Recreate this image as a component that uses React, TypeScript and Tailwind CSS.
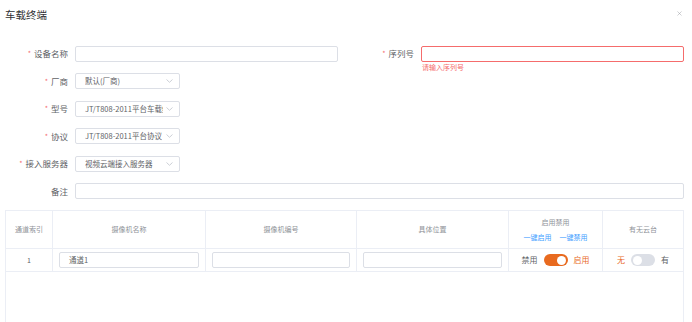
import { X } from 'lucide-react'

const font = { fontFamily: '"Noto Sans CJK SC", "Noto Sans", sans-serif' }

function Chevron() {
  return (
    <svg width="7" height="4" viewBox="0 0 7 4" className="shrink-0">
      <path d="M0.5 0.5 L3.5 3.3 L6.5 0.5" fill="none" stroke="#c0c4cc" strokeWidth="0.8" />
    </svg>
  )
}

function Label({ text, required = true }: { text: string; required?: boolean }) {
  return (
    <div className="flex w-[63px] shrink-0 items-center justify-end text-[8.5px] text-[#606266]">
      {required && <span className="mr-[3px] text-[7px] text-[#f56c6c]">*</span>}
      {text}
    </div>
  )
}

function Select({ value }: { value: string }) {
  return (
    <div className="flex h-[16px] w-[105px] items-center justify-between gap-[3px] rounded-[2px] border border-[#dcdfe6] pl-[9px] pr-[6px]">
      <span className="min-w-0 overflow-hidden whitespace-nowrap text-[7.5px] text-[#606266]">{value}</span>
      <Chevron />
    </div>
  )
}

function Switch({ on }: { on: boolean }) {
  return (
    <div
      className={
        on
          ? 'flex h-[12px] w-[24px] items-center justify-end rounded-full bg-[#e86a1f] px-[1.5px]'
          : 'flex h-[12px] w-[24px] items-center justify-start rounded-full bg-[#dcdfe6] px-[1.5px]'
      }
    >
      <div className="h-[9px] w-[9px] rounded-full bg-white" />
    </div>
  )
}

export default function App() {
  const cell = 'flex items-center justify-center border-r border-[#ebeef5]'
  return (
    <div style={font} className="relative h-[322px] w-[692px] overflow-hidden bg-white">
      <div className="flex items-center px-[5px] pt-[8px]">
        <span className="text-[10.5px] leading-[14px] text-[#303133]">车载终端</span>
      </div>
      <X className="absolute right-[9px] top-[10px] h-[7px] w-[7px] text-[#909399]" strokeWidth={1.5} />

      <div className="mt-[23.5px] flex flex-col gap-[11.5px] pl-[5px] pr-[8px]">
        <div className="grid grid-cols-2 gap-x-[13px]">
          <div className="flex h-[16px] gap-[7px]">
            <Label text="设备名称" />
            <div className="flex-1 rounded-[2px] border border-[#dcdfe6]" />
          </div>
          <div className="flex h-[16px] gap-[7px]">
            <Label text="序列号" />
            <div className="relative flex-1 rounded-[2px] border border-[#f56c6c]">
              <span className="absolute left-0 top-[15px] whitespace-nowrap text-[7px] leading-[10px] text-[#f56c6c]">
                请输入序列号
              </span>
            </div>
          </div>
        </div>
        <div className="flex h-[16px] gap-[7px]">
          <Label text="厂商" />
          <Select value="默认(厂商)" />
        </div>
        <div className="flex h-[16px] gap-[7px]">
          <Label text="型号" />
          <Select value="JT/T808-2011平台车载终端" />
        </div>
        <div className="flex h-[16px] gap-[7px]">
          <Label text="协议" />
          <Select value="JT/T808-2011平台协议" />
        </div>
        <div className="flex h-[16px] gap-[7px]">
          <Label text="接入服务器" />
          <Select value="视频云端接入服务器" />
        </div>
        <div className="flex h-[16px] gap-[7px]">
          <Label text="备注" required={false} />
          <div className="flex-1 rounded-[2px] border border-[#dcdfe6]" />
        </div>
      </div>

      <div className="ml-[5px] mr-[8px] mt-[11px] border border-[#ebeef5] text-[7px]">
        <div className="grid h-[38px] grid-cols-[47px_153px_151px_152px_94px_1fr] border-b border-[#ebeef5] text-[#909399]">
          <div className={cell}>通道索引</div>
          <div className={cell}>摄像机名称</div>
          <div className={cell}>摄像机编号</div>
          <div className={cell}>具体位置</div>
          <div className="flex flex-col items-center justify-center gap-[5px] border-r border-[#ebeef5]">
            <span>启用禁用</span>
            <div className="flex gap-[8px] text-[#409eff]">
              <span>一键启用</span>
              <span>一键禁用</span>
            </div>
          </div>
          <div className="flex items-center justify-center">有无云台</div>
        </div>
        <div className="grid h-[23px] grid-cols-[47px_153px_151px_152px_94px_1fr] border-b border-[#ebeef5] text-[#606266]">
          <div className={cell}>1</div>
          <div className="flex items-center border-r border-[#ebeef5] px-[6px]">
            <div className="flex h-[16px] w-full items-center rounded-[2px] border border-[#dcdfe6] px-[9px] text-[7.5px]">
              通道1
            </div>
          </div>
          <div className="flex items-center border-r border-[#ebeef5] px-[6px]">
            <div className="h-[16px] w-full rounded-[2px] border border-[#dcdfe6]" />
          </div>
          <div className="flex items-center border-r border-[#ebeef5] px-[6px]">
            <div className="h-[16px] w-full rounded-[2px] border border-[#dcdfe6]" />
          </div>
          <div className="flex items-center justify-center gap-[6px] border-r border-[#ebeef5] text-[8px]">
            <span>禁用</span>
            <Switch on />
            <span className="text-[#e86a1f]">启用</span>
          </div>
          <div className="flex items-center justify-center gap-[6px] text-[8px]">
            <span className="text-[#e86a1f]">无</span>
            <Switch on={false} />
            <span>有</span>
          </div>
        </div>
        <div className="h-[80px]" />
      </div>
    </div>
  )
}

Stated task:
From the first line above down to the line with "right-[9px] top-[10px] h-[7px]", reproduce every line and no others, omitting pictures.

Written response:
Recreate this image as a component that uses React, TypeScript and Tailwind CSS.
import { X } from 'lucide-react'

const font = { fontFamily: '"Noto Sans CJK SC", "Noto Sans", sans-serif' }

function Chevron() {
  return (
    <svg width="7" height="4" viewBox="0 0 7 4" className="shrink-0">
      <path d="M0.5 0.5 L3.5 3.3 L6.5 0.5" fill="none" stroke="#c0c4cc" strokeWidth="0.8" />
    </svg>
  )
}

function Label({ text, required = true }: { text: string; required?: boolean }) {
  return (
    <div className="flex w-[63px] shrink-0 items-center justify-end text-[8.5px] text-[#606266]">
      {required && <span className="mr-[3px] text-[7px] text-[#f56c6c]">*</span>}
      {text}
    </div>
  )
}

function Select({ value }: { value: string }) {
  return (
    <div className="flex h-[16px] w-[105px] items-center justify-between gap-[3px] rounded-[2px] border border-[#dcdfe6] pl-[9px] pr-[6px]">
      <span className="min-w-0 overflow-hidden whitespace-nowrap text-[7.5px] text-[#606266]">{value}</span>
      <Chevron />
    </div>
  )
}

function Switch({ on }: { on: boolean }) {
  return (
    <div
      className={
        on
          ? 'flex h-[12px] w-[24px] items-center justify-end rounded-full bg-[#e86a1f] px-[1.5px]'
          : 'flex h-[12px] w-[24px] items-center justify-start rounded-full bg-[#dcdfe6] px-[1.5px]'
      }
    >
      <div className="h-[9px] w-[9px] rounded-full bg-white" />
    </div>
  )
}

export default function App() {
  const cell = 'flex items-center justify-center border-r border-[#ebeef5]'
  return (
    <div style={font} className="relative h-[322px] w-[692px] overflow-hidden bg-white">
      <div className="flex items-center px-[5px] pt-[8px]">
        <span className="text-[10.5px] leading-[14px] text-[#303133]">车载终端</span>
      </div>
      <X className="absolute right-[9px] top-[10px] h-[7px] w-[7px] text-[#909399]" strokeWidth={1.5} />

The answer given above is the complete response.